◆ **Set exercise**
Repeat each entry exactly and drop the pictures.

◆ **Dataset records**
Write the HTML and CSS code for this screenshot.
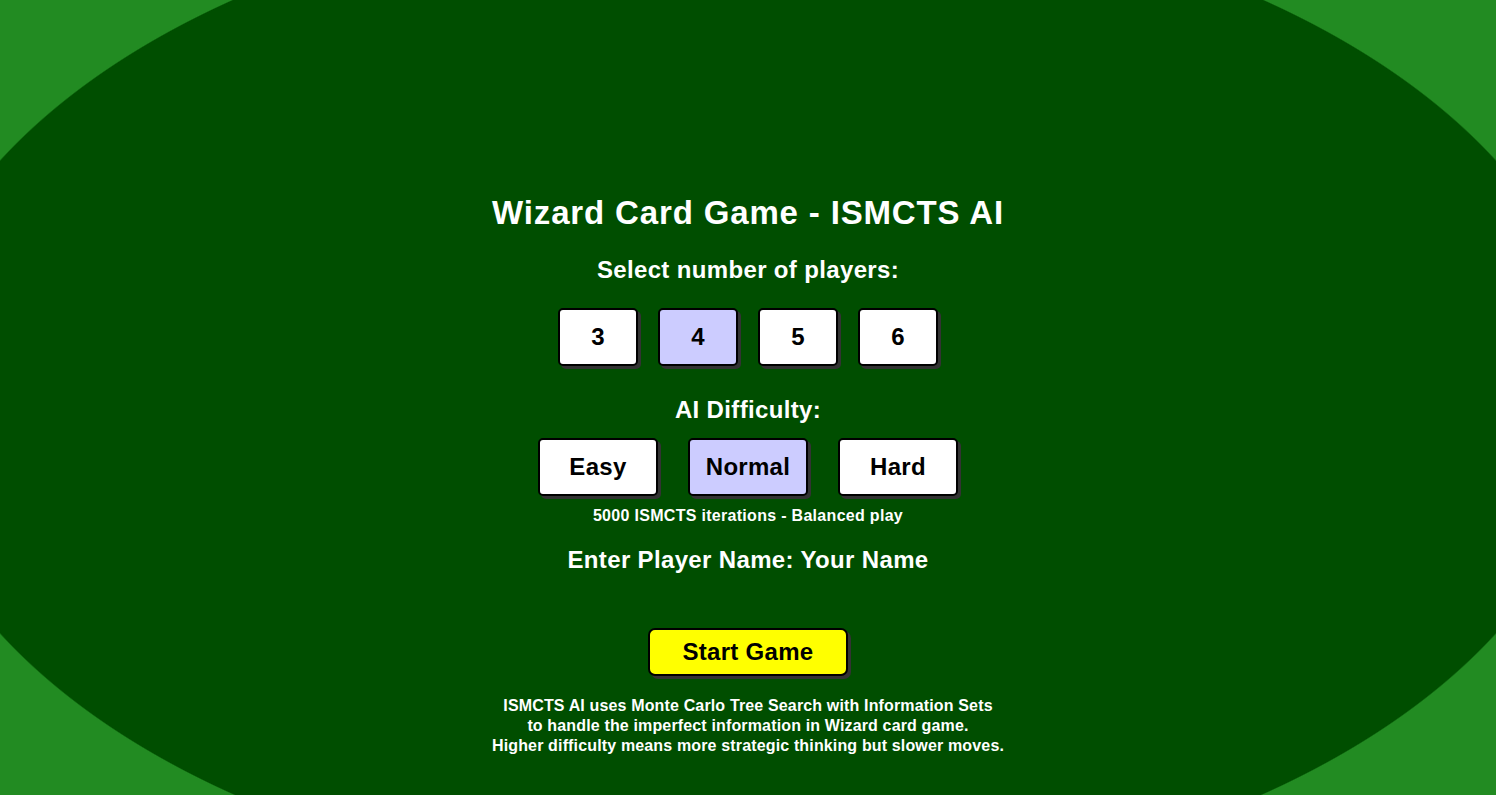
FILE: index.html
```html
<!DOCTYPE html>
<html lang="en">
<head>
<meta charset="utf-8">
<title>Wizard Card Game - ISMCTS AI</title>
<link rel="stylesheet" href="styles.css">
</head>
<body>
<main class="screen">
  <h1 class="title">Wizard Card Game - ISMCTS AI</h1>
  <div class="label label-players">Select number of players:</div>
  <div class="choice-row players">
    <button class="choice small">3</button>
    <button class="choice small selected">4</button>
    <button class="choice small">5</button>
    <button class="choice small">6</button>
  </div>
  <div class="label label-ai">AI Difficulty:</div>
  <div class="choice-row difficulty">
    <button class="choice wide">Easy</button>
    <button class="choice wide selected">Normal</button>
    <button class="choice wide">Hard</button>
  </div>
  <div class="hint">5000 ISMCTS iterations - Balanced play</div>
  <div class="label label-name">Enter Player Name: Your Name</div>
  <button class="start">Start Game</button>
  <div class="info">
    <div>ISMCTS AI uses Monte Carlo Tree Search with Information Sets</div>
    <div>to handle the imperfect information in Wizard card game.</div>
    <div>Higher difficulty means more strategic thinking but slower moves.</div>
  </div>
</main>
</body>
</html>
```

FILE: styles.css
```css
html, body {
  margin: 0;
  padding: 0;
}

body {
  width: 1496px;
  height: 795px;
  overflow: hidden;
  background: #228b22;
  font-family: "Liberation Sans", Arial, sans-serif;
  font-weight: bold;
  color: #ffffff;
}

.screen {
  box-sizing: border-box;
  height: 795px;
  display: flex;
  flex-direction: column;
  align-items: center;
  padding-top: 193px;
  background: radial-gradient(ellipse 850px 500px at 748px 397px, #004e00 99.8%, #228b22 100%);
}

.title {
  margin: 0;
  font-size: 33px;
  line-height: 40px;
  letter-spacing: 0.85px;
  font-weight: bold;
}

.label {
  font-size: 24px;
  line-height: 30px;
  letter-spacing: 0.35px;
}

.label-players {
  margin-top: 22px;
}

.choice-row {
  display: flex;
  margin-top: 23px;
}

.players {
  gap: 20px;
}

.difficulty {
  gap: 30px;
  margin-top: 13px;
}

.label-ai {
  margin-top: 29px;
}

.choice {
  box-sizing: border-box;
  height: 58px;
  border: 2px solid #000000;
  border-radius: 5px;
  background: #ffffff;
  box-shadow: 3px 3px 0 #333333;
  font-family: "Liberation Sans", Arial, sans-serif;
  font-weight: bold;
  font-size: 24px;
  letter-spacing: 0.3px;
  color: #000000;
  padding: 0;
}

.choice.small {
  width: 80px;
}

.choice.wide {
  width: 120px;
}

.choice.selected {
  background: #ccccff;
}

.hint {
  margin-top: 10px;
  font-size: 16px;
  line-height: 20px;
  letter-spacing: 0.3px;
}

.label-name {
  margin-top: 19px;
}

.start {
  box-sizing: border-box;
  margin-top: 53px;
  width: 200px;
  height: 48px;
  border: 2px solid #000000;
  border-radius: 7px;
  background: #ffff00;
  box-shadow: 3px 3px 0 #333333;
  font-family: "Liberation Sans", Arial, sans-serif;
  font-weight: bold;
  font-size: 24px;
  letter-spacing: 0.3px;
  color: #000000;
  padding: 0;
}

.info {
  margin-top: 20px;
  font-size: 16px;
  line-height: 20px;
  letter-spacing: 0.15px;
  text-align: center;
}
```
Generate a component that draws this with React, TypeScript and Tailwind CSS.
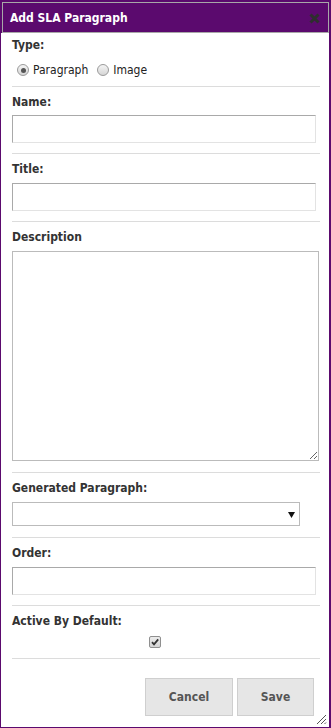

◆ **Solution below**
Write the HTML and CSS code for this screenshot.
FILE: index.html
```html
<!DOCTYPE html>
<html lang="en">
<head>
<meta charset="utf-8">
<title>Wizard Card Game - ISMCTS AI</title>
<link rel="stylesheet" href="styles.css">
</head>
<body>
<main class="screen">
  <h1 class="title">Wizard Card Game - ISMCTS AI</h1>
  <div class="label label-players">Select number of players:</div>
  <div class="choice-row players">
    <button class="choice small">3</button>
    <button class="choice small selected">4</button>
    <button class="choice small">5</button>
    <button class="choice small">6</button>
  </div>
  <div class="label label-ai">AI Difficulty:</div>
  <div class="choice-row difficulty">
    <button class="choice wide">Easy</button>
    <button class="choice wide selected">Normal</button>
    <button class="choice wide">Hard</button>
  </div>
  <div class="hint">5000 ISMCTS iterations - Balanced play</div>
  <div class="label label-name">Enter Player Name: Your Name</div>
  <button class="start">Start Game</button>
  <div class="info">
    <div>ISMCTS AI uses Monte Carlo Tree Search with Information Sets</div>
    <div>to handle the imperfect information in Wizard card game.</div>
    <div>Higher difficulty means more strategic thinking but slower moves.</div>
  </div>
</main>
</body>
</html>
```

FILE: styles.css
```css
html, body {
  margin: 0;
  padding: 0;
}

body {
  width: 1496px;
  height: 795px;
  overflow: hidden;
  background: #228b22;
  font-family: "Liberation Sans", Arial, sans-serif;
  font-weight: bold;
  color: #ffffff;
}

.screen {
  box-sizing: border-box;
  height: 795px;
  display: flex;
  flex-direction: column;
  align-items: center;
  padding-top: 193px;
  background: radial-gradient(ellipse 850px 500px at 748px 397px, #004e00 99.8%, #228b22 100%);
}

.title {
  margin: 0;
  font-size: 33px;
  line-height: 40px;
  letter-spacing: 0.85px;
  font-weight: bold;
}

.label {
  font-size: 24px;
  line-height: 30px;
  letter-spacing: 0.35px;
}

.label-players {
  margin-top: 22px;
}

.choice-row {
  display: flex;
  margin-top: 23px;
}

.players {
  gap: 20px;
}

.difficulty {
  gap: 30px;
  margin-top: 13px;
}

.label-ai {
  margin-top: 29px;
}

.choice {
  box-sizing: border-box;
  height: 58px;
  border: 2px solid #000000;
  border-radius: 5px;
  background: #ffffff;
  box-shadow: 3px 3px 0 #333333;
  font-family: "Liberation Sans", Arial, sans-serif;
  font-weight: bold;
  font-size: 24px;
  letter-spacing: 0.3px;
  color: #000000;
  padding: 0;
}

.choice.small {
  width: 80px;
}

.choice.wide {
  width: 120px;
}

.choice.selected {
  background: #ccccff;
}

.hint {
  margin-top: 10px;
  font-size: 16px;
  line-height: 20px;
  letter-spacing: 0.3px;
}

.label-name {
  margin-top: 19px;
}

.start {
  box-sizing: border-box;
  margin-top: 53px;
  width: 200px;
  height: 48px;
  border: 2px solid #000000;
  border-radius: 7px;
  background: #ffff00;
  box-shadow: 3px 3px 0 #333333;
  font-family: "Liberation Sans", Arial, sans-serif;
  font-weight: bold;
  font-size: 24px;
  letter-spacing: 0.3px;
  color: #000000;
  padding: 0;
}

.info {
  margin-top: 20px;
  font-size: 16px;
  line-height: 20px;
  letter-spacing: 0.15px;
  text-align: center;
}
```
Generate a component that draws this with React, TypeScript and Tailwind CSS.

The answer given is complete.